I placed a chest drain, and then, taking care to make sure the lungs were fully expanded, I closed the chest.
Following a couple of nerve blocks to control the pain in the chest wall, we recovered Lucky.
Lucky was up and around and not having any problems. There was no fluid in the chest drain. We should be able to pull it in the morning.
“Surgery went well, Robert. I would expect Lucky to improve every week. We’ll continue to feed him from an elevated position for the next six months, but with any kind of luck, he should be close to normal by then.”
“When can he go home?” Robert asked.
“He needs to stay until we pull his chest drain. Things are looking real good at this point, and that will likely happen in the morning. I would expect him to be ready to go home anytime tomorrow afternoon.”
“I pulled the drain this morning, and he is acting like a new puppy,” I said as I allowed Lucky out of the kennel.
Lucky was dancing around Robert and jumping up. He was ready to go home.
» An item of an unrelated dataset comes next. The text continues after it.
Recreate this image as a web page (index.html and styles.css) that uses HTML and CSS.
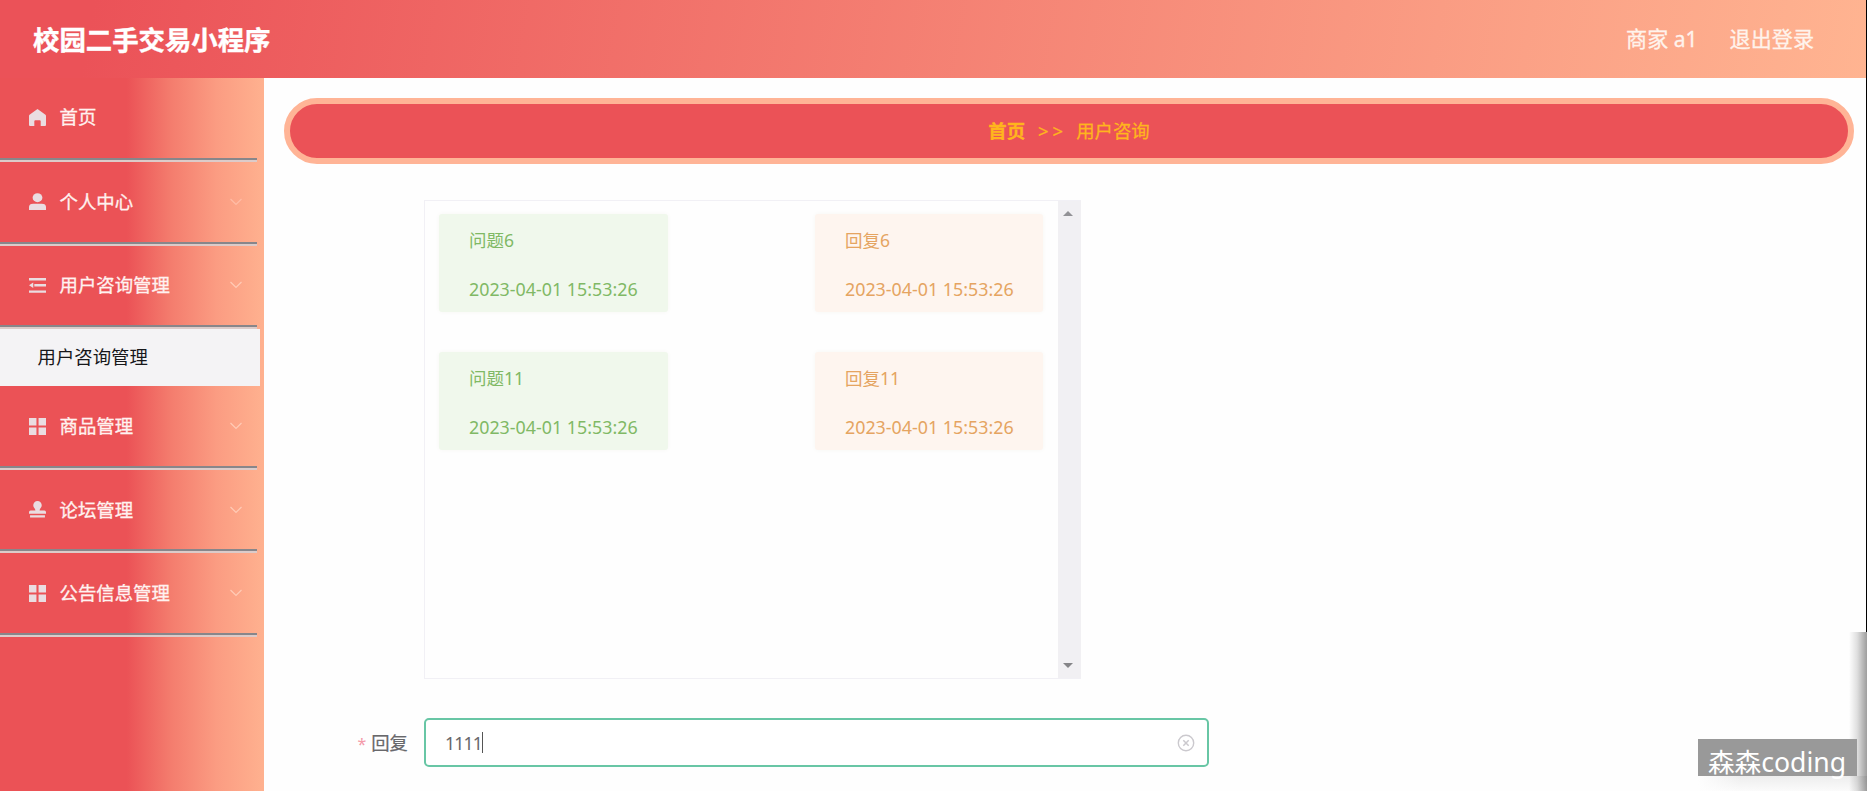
FILE: index.html
```html
<!DOCTYPE html>
<html lang="zh-CN">
<head>
<meta charset="utf-8">
<title>校园二手交易小程序</title>
<link rel="stylesheet" href="styles.css">
</head>
<body>
<svg class="defs" width="0" height="0">
  <symbol id="chevron" viewBox="0 0 14 8"><path d="M1.5 1 7 6.5 12.500 1" fill="none" stroke="currentColor" stroke-width="1.200"/></symbol>
  <symbol id="grid" viewBox="0 0 16 16"><path d="M0 0h7v7H0zM9 0h7v7H9zM0 9h7v7H0zM9 9h7v7H9z" fill="currentColor"/></symbol>
</svg>
<header class="header">
  <h1 class="brand">校园二手交易小程序</h1>
  <nav class="account"><span>商家 a1</span><span>退出登录</span></nav>
</header>
<div class="body">
  <aside class="sidebar">
    <div class="item first"><svg class="icon" viewBox="0 0 16 16"><path d="M8 0 15.500 5.500Q16 6 16 6.700V15q0 1-1 1h-4v-4.500a1 1 0 0 0-1-1H6a1 1 0 0 0-1 1V16H1q-1 0-1-1V6.700Q0 6 .5 5.500z" fill="currentColor"/></svg><span>首页</span></div>
    <div class="item"><svg class="icon" viewBox="0 0 16 17.500" preserveAspectRatio="none"><circle cx="8" cy="4.800" r="4.600" fill="currentColor"/><path d="M0 17.500v-3Q0 11 4 11h8q4 0 4 3.500v3z" fill="currentColor"/></svg><span>个人中心</span><svg class="arrow faint"><use href="#chevron"/></svg></div>
    <div class="item"><svg class="icon" viewBox="0 0 16 16"><path d="M0 1h16v2.200H0zM5 6.700h11v2.200H5zM0 12.600h16v2.200H0zM0 7.800 4 5.200v5.200z" fill="currentColor"/></svg><span>用户咨询管理</span><svg class="arrow"><use href="#chevron"/></svg></div>
    <div class="subitem">用户咨询管理</div>
    <div class="item"><svg class="icon"><use href="#grid"/></svg><span>商品管理</span><svg class="arrow"><use href="#chevron"/></svg></div>
    <div class="item"><svg class="icon" viewBox="0 0 16 16"><path d="M8 0a4 4 0 0 1 4 4c0 2.300-2 3-2 5h4.500Q16 9 16 10.500V12H0v-1.500Q0 9 1.500 9H6c0-2-2-2.700-2-5a4 4 0 0 1 4-4zM1 13.500h14V15.500H1z" fill="currentColor"/></svg><span>论坛管理</span><svg class="arrow"><use href="#chevron"/></svg></div>
    <div class="item"><svg class="icon"><use href="#grid"/></svg><span>公告信息管理</span><svg class="arrow"><use href="#chevron"/></svg></div>
  </aside>
  <main class="main">
    <div class="breadcrumb"><b>首页</b><span class="sep">&gt;&gt;</span><span>用户咨询</span></div>
    <div class="chat">
      <div class="messages">
        <div class="card ask"><p>问题6</p><p class="date">2023-04-01 15:53:26</p></div>
        <div class="card reply"><p>回复6</p><p class="date">2023-04-01 15:53:26</p></div>
        <div class="card ask"><p>问题11</p><p class="date">2023-04-01 15:53:26</p></div>
        <div class="card reply"><p>回复11</p><p class="date">2023-04-01 15:53:26</p></div>
      </div>
      <div class="scrollbar"><i class="up"></i><i class="down"></i></div>
    </div>
    <div class="form-row">
      <label class="label"><span class="star">*</span>回复</label>
      <div class="input"><span>1111</span><i class="caret"></i>
        <svg class="clear" viewBox="0 0 18 18"><g fill="none" stroke="currentColor"><circle cx="9" cy="9" r="7.700" stroke-width="1.400"/><path d="m6.300 6.300 5.400 5.400m0-5.400-5.400 5.400" stroke-width="1.500"/></g></svg>
      </div>
    </div>
  </main>
</div>
<div class="edge-line"></div>
<div class="bottom-shade"></div>
<div class="edge-shadow"></div>
<div class="watermark">森森coding</div>
</body>
</html>
```
FILE: styles.css
```css
* { box-sizing: border-box; }
body {
  margin: 0;
  width: 1867px;
  height: 791px;
  overflow: hidden;
  position: relative;
  background: #fefefe;
  font-family: "Noto Sans", "Noto Sans CJK SC", sans-serif;
  font-size: 18.400px;
}
p, h1 { margin: 0; }
.defs { display: block; position: absolute; }
.header {
  height: 78px;
  padding: 1px 53px 0 33px;
  display: flex;
  align-items: center;
  justify-content: space-between;
  background: linear-gradient(100deg, #eb5258 0%, #eb5258 5%, #ffb491 100%);
  color: #fff;
}
.brand { font-size: 26.400px; line-height: 40px; font-weight: 700; -webkit-text-stroke: .4px #fff; }
.account { display: flex; gap: 32px; padding-bottom: 2px; font-size: 21.100px; line-height: 30px; color: #fff3ec; -webkit-text-stroke: .3px #fff3ec; }
.body { display: flex; height: 713px; }
.sidebar {
  width: 264px;
  flex: none;
  background: linear-gradient(90deg, #eb5256 0%, #eb5256 48%, #f47d6e 65%, #fb9c82 82%, #ffb18f 100%);
}
.item {
  width: 257px;
  height: 83.300px;
  padding: 0 14px 2px 29px;
  display: flex;
  align-items: center;
  color: #fff2f0;
  border-bottom: 2px solid #dccbc9;
  box-shadow: inset 0 -2px #88868a;
  -webkit-text-stroke: .3px #fff2f0;
}
.item span { margin-bottom: 2px; }
.item.first { height: 84.300px; padding-bottom: 4px; }
.icon { width: 17px; height: 17px; margin-right: 13.500px; color: #eadde1; }
.arrow { width: 14px; height: 8px; margin-left: auto; color: #ffcbb6; }
.arrow.faint { color: #ffbca6; }
.subitem {
  width: 260px;
  height: 57px;
  padding-left: 37.500px;
  line-height: 56px;
  background: #f4f3f5;
  color: #17171a;
}
.subitem + .item { height: 84.300px; }
.main { flex: 1; padding: 20px 13px 0 20px; }
.breadcrumb {
  height: 66px;
  padding-bottom: 2px;
  border: 6px solid #ffb496;
  border-radius: 33px;
  background: #eb5257;
  color: #ffb51d;
  display: flex;
  justify-content: center;
  align-items: center;
  -webkit-text-stroke: .3px #ffb51d;
}
.sep { margin: 0 9px 0 13px; letter-spacing: 4px; }
.chat {
  width: 657px;
  height: 479px;
  margin: 36px 0 0 140px;
  display: flex;
  border: 1px solid #f1f0f5;
  border-right: 0;
}
.messages {
  flex: 1;
  display: grid;
  grid-template-columns: 229px 228px;
  grid-auto-rows: 98px;
  column-gap: 147px;
  row-gap: 40px;
  padding: 13px 0 0 14px;
  align-content: start;
}
.card {
  padding: 12px 0 0 30px;
  border-radius: 3px;
  font-size: 17.500px;
  line-height: 28px;
  box-shadow: 0 0 5px #f7f7f4;
}
.card .date { margin-top: 21px; font-size: 17.850px; }
.ask { background: #f0f8ec; color: #80b965; }
.reply { background: #fef5ef; color: #e5a461; }
.scrollbar {
  width: 23px;
  background: #f1f0f3;
  display: flex;
  flex-direction: column;
  justify-content: space-between;
  align-items: center;
  padding: 10px 3px 10px 0;
}
.up, .down { border: 5px solid transparent; border-top-width: 0; border-bottom: 5px solid #929296; }
.down { border-top: 5px solid #858588; border-bottom-width: 0; }
.form-row { display: flex; margin-top: 39px; height: 49px; align-items: center; }
.label { width: 140px; padding: 0 16px 2px 0; text-align: right; color: #68686b; -webkit-text-stroke: .2px #68686b; }
.star { color: #f49aa9; font-size: 16px; margin-right: 5px; -webkit-text-stroke: 0; }
.input {
  width: 785px;
  height: 49px;
  border: 2px solid #68c6a5;
  border-radius: 5px;
  padding: 0 12px 0 19px;
  display: flex;
  align-items: center;
  background: #fff;
  color: #68686b;
  font-size: 17.500px;
}
.input span { letter-spacing: -.8px; }
.caret { width: 1px; height: 21px; background: #555; }
.clear { width: 18px; height: 18px; margin-left: auto; color: #cbc9ce; }
.edge-line { position: absolute; right: 0; top: 0; width: 1px; height: 632px; background: #000; }
.bottom-shade { position: absolute; left: 1698px; top: 776px; width: 169px; height: 15px; background: linear-gradient(90deg, #fefefe, transparent 25%), linear-gradient(#ededed, #fbfbfb); }
.edge-shadow { position: absolute; right: 0; top: 632px; width: 18px; height: 159px; background: linear-gradient(90deg, transparent, rgba(0,0,0,.12) 45%, rgba(0,0,0,.38)); }
.watermark {
  position: absolute;
  left: 1698px;
  top: 739px;
  width: 159px;
  height: 37px;
  padding-left: 10px;
  background: #999;
  color: #fff;
  font-size: 26.600px;
  line-height: 47px;
  white-space: nowrap;
}
```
“Besides watching that incision, I want you to continue feeding Lucky from an elevated platform and using the liquid diet until we get the sutures out in two weeks. If he is doing well, we will start blending some canned food in with the liquid. I have it all written out for you. If things are going well, we will change to canned food in a couple of months.”
“When can we start feeding him dry dog food?” Robert asked.
“We will see, maybe never. Maybe after a year if Lucky has no vomiting with canned food. The trouble with dry food is these dogs eat it so fast. It may stress his esophagus too much.”
Lucky continued to grow and caught up with his litter mates in no time. Eventually, he returned to a standard diet that included some dry dog food.
Lucky was indeed a lucky dog.
Photo by Josh Hild on Unsplash
3 thoughts on “The Lucky Dog”
Lucky was a good name for that little fellow, and you were a good surgeon, too.
And he was also lucky that he had loving owners who were willing to shell out on a small dog of whom they did not know if he’d survive.
Another good dog story…No tears with this one…But, I was worried as I started to read. Anyway, thanks for saving another pup..Good work sir.